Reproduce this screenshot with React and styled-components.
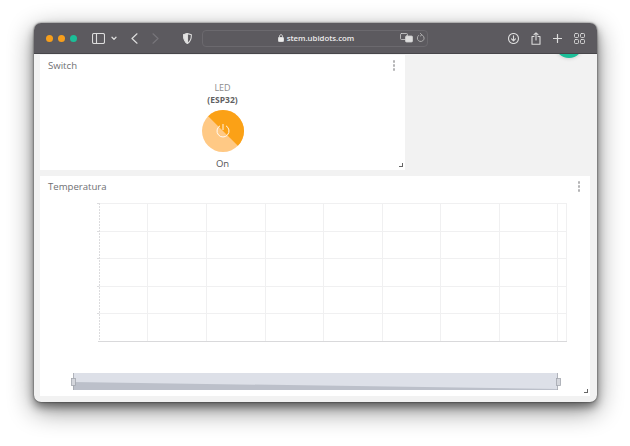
import styled, { createGlobalStyle } from 'styled-components';

const GlobalStyle = createGlobalStyle`
    html, body {
        margin: 0;
        background: #fff;
        font-family: "Open Sans", "Liberation Sans", sans-serif;
    }
`;

const Page = styled.div`
    width: 630px;
    height: 446px;
    padding: 23px 33px 0 34px;
    box-sizing: border-box;
    overflow: hidden;
`;

const Window = styled.div`
    height: 379px;
    border-radius: 7px;
    overflow: hidden;
    background: #f2f2f2;
    box-shadow: 0 5px 9px rgba(0, 0, 0, 0.42), 0 8px 26px rgba(0, 0, 0, 0.48), 0 0 2px rgba(0, 0, 0, 0.7);
    display: flex;
    flex-direction: column;
`;

const Toolbar = styled.div`
    position: relative;
    z-index: 2;
    height: 31px;
    flex: none;
    box-sizing: border-box;
    background: #5c5a5f;
    border-bottom: 1px solid #47464a;
    display: flex;
    align-items: center;
    padding-left: 12px;
`;

const Lights = styled.div`
    display: flex;
    gap: 5px;
    width: 46px;
`;

const Light = styled.span`
    width: 7px;
    height: 7px;
    border-radius: 50%;
    background: ${(p) => p.$color};
`;

const ToolIcon = styled.svg`
    flex: none;
    margin-left: ${(p) => p.$gap || 0}px;
    fill: none;
    stroke: ${(p) => p.$color || '#dcdcdc'};
    stroke-width: 1.1;
    stroke-linecap: round;
    stroke-linejoin: round;
`;

const UrlBar = styled.div`
    width: 226px;
    height: 17px;
    margin-left: 10px;
    box-sizing: border-box;
    border: 1px solid #6b696e;
    border-radius: 4px;
    display: flex;
    align-items: center;
    position: relative;
    justify-content: center;
    padding-left: 2px;
    font-size: 7.8px;
    font-weight: 600;
    color: #ececec;
    gap: 3px;
`;

const UrlTools = styled.div`
    position: absolute;
    right: 2px;
    top: 2px;
    display: flex;
    gap: 3px;
`;

const ActionIcons = styled.div`
    display: flex;
    align-items: center;
    margin-left: 80px;
    gap: 12px;
`;

const Content = styled.div`
    position: relative;
    flex: 1;
    padding: 1px 6px 0;
    display: flex;
    flex-direction: column;
    gap: 6px;
`;

const Fab = styled.div`
    position: absolute;
    top: -24px;
    left: 521px;
    width: 28px;
    height: 28px;
    border-radius: 50%;
    background: #1bbf98;
    box-shadow: 0 0 4px rgba(0, 0, 0, 0.2);
`;

const Card = styled.div`
    position: relative;
    width: ${(p) => p.$width}px;
    height: ${(p) => p.$height}px;
    box-sizing: border-box;
    background: #fff;
    padding: 4px 8px 0;
`;

const CardTitle = styled.div`
    font-size: 9.6px;
    line-height: 14px;
    color: #6f6f73;
`;

const Dots = styled.div`
    position: absolute;
    top: 5px;
    right: 10px;
    display: flex;
    flex-direction: column;
    gap: 1.5px;
`;

const Dot = styled.span`
    width: 2.5px;
    height: 2.5px;
    border-radius: 50%;
    background: #b4b4b6;
`;

const ResizeHandle = styled.span`
    position: absolute;
    right: 2px;
    bottom: 3px;
    width: 3px;
    height: 3px;
    border-right: 1px solid #666;
    border-bottom: 1px solid #666;
`;

const SwitchBody = styled.div`
    display: flex;
    flex-direction: column;
    align-items: center;
    padding-top: 9px;
    color: #8b8b8d;
    font-size: 9px;
    line-height: 12px;
`;

const DeviceName = styled.div`
    font-weight: 700;
    color: #5f5f62;
    font-size: 8.5px;
`;

const Knob = styled.svg`
    display: block;
    margin: 4px 0 6px;
`;

const StateLabel = styled.div`
    color: #555558;
    font-size: 9.5px;
`;

const ChartWrap = styled.div`
    padding: 9px 0 0 23px;
`;

const columns = [49, 108, 167, 225, 284, 342, 401, 459];
const rows = [28, 55, 83, 110];

const More = () => (
    <Dots>
        <Dot />
        <Dot />
        <Dot />
    </Dots>
);

const Chart = () => (
    <svg width="500" height="195" viewBox="-27 0 500 195" style={{ display: 'block' }}>
        <g stroke="#f0f0f1" strokeWidth="1">
            <line x1="0" y1="0.5" x2="469" y2="0.5" />
            {rows.map((y) => <line key={y} x1="0" y1={y + 0.5} x2="469" y2={y + 0.5} />)}
            {columns.map((x) => <line key={x} x1={x + 0.5} y1="0" x2={x + 0.5} y2="138" />)}
            <line x1="468.5" y1="0" x2="468.5" y2="138" />
        </g>
        <line x1="0" y1="138.5" x2="469" y2="138.5" stroke="#d9d9db" />
        <line x1="1.5" y1="0" x2="1.5" y2="138" stroke="#dcdcde" strokeDasharray="2 1" />
        {[0, 28, 55, 83, 110].map((y) => (
            <line key={y} x1="-1" y1={y + 0.5} x2="1" y2={y + 0.5} stroke="#dcdcde" />
        ))}
        <rect x="-25" y="170" width="485" height="17" fill="#dde0e8" />
        <polygon points="-25,179 460,186 460,187 -25,187" fill="#bcc0ca" />
        <g stroke="#a4a7ae" strokeWidth="0.8">
            <line x1="-24.5" y1="170" x2="-24.5" y2="187" />
            <line x1="459.5" y1="170" x2="459.5" y2="187" />
            <rect x="-26.5" y="175.5" width="4" height="7" fill="#d4d6dc" />
            <rect x="458.5" y="175.5" width="4" height="7" fill="#d4d6dc" />
        </g>
    </svg>
);

export default function App() {
    return (
        <Page>
            <GlobalStyle />
            <Window>
                <Toolbar>
                    <Lights>
                        <Light $color="#f79f1c" />
                        <Light $color="#f79f1c" />
                        <Light $color="#1bbf98" />
                    </Lights>
                    <ToolIcon width="13" height="11" viewBox="0 0 13 11">
                        <rect x="0.5" y="0.5" width="12" height="10" rx="1.5" />
                        <line x1="4.5" y1="0.5" x2="4.5" y2="10.5" />
                    </ToolIcon>
                    <ToolIcon width="6" height="5" viewBox="0 0 6 5" $gap={6} style={{ strokeWidth: 1.3 }}>
                        <path d="M1 1.2 L3 3.4 L5 1.2" />
                    </ToolIcon>
                    <ToolIcon width="7" height="11" viewBox="0 0 7 11" $gap={14} style={{ strokeWidth: 1.2 }}>
                        <path d="M6 0.8 L1 5.5 L6 10.2" />
                    </ToolIcon>
                    <ToolIcon width="7" height="11" viewBox="0 0 7 11" $gap={14} $color="#77757a" style={{ strokeWidth: 1.2 }}>
                        <path d="M1 0.8 L6 5.5 L1 10.2" />
                    </ToolIcon>
                    <ToolIcon width="9" height="11" viewBox="0 0 9 11" $gap={24}>
                        <path d="M4.5 0.6 L8.4 1.8 C8.4 6 7.4 8.8 4.5 10.4 C1.6 8.8 0.6 6 0.6 1.8 Z" />
                        <path d="M4.5 0.6 L0.6 1.8 C0.6 6 1.6 8.8 4.5 10.4 Z" fill="#e4e4e4" />
                    </ToolIcon>
                    <UrlBar>
                        <ToolIcon width="6" height="8" viewBox="0 0 6 8" style={{ strokeWidth: 1 }}>
                            <path d="M1.5 3.5 V2.3 C1.5 0.2 4.5 0.2 4.5 2.3 V3.5" />
                            <rect x="0.5" y="3.5" width="5" height="4" rx="0.6" fill="#ececec" />
                        </ToolIcon>
                        stem.ubidots.com
                        <UrlTools>
                            <ToolIcon width="13" height="10" viewBox="0 0 13 10" $color="#cfcfcf" style={{ strokeWidth: 0.8 }}>
                                <rect x="0.5" y="0.5" width="7" height="6" rx="1" />
                                <rect x="5.5" y="3" width="7" height="6" rx="1" fill="#dedede" />
                            </ToolIcon>
                            <ToolIcon width="9" height="10" viewBox="0 0 9 10" $color="#b8b8b8" style={{ strokeWidth: 0.9 }}>
                                <path d="M5.6 1.8 A3.4 3.4 0 1 1 2.6 2.4" />
                                <path d="M4.4 0.4 L5.8 1.8 L4.4 3" />
                            </ToolIcon>
                        </UrlTools>
                    </UrlBar>
                    <ActionIcons>
                        <ToolIcon width="11" height="11" viewBox="0 0 11 11">
                            <circle cx="5.5" cy="5.5" r="5" />
                            <path d="M5.5 2.8 V7.8 M3.5 5.9 L5.5 7.9 L7.5 5.9" />
                        </ToolIcon>
                        <ToolIcon width="10" height="13" viewBox="0 0 10 13">
                            <path d="M3 4.5 H1 V12.3 H9 V4.5 H7 M5 8 V0.8 M3 2.6 L5 0.8 L7 2.6" />
                        </ToolIcon>
                        <ToolIcon width="9" height="9" viewBox="0 0 9 9" style={{ strokeWidth: 1.2 }}>
                            <path d="M4.5 0.5 V8.5 M0.5 4.5 H8.5" />
                        </ToolIcon>
                        <ToolIcon width="11" height="11" viewBox="0 0 11 11" style={{ strokeWidth: 0.9 }}>
                            <rect x="0.5" y="0.5" width="4" height="4" rx="1" />
                            <rect x="6.5" y="0.5" width="4" height="4" rx="1" />
                            <rect x="0.5" y="6.5" width="4" height="4" rx="1" />
                            <rect x="6.5" y="6.5" width="4" height="4" rx="1" />
                        </ToolIcon>
                    </ActionIcons>
                </Toolbar>
                <Content>
                    <Fab />
                    <Card $width={365} $height={115}>
                        <CardTitle>Switch</CardTitle>
                        <More />
                        <SwitchBody>
                            LED
                            <DeviceName>(ESP32)</DeviceName>
                            <Knob width="42" height="42" viewBox="0 0 42 42">
                                <circle cx="21" cy="21" r="21" fill="#ffc985" />
                                <path d="M6.15 6.15 A21 21 0 0 1 35.85 35.85 Z" fill="#fba116" />
                                <path d="M18 15.8 A6 6 0 1 0 24 15.8" fill="none" stroke="#fff" strokeWidth="0.9" />
                                <line x1="21" y1="14" x2="21" y2="20" stroke="#fff" strokeWidth="0.9" />
                            </Knob>
                            <StateLabel>On</StateLabel>
                        </SwitchBody>
                        <ResizeHandle />
                    </Card>
                    <Card $width={550} $height={220}>
                        <CardTitle>Temperatura</CardTitle>
                        <More />
                        <ChartWrap>
                            <Chart />
                        </ChartWrap>
                        <ResizeHandle />
                    </Card>
                </Content>
            </Window>
        </Page>
    );
}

○ ○ ○

**WORK REQUIRED:**
Return nothing except the number of lines that include the string "components".

**TASK RESULT:**
2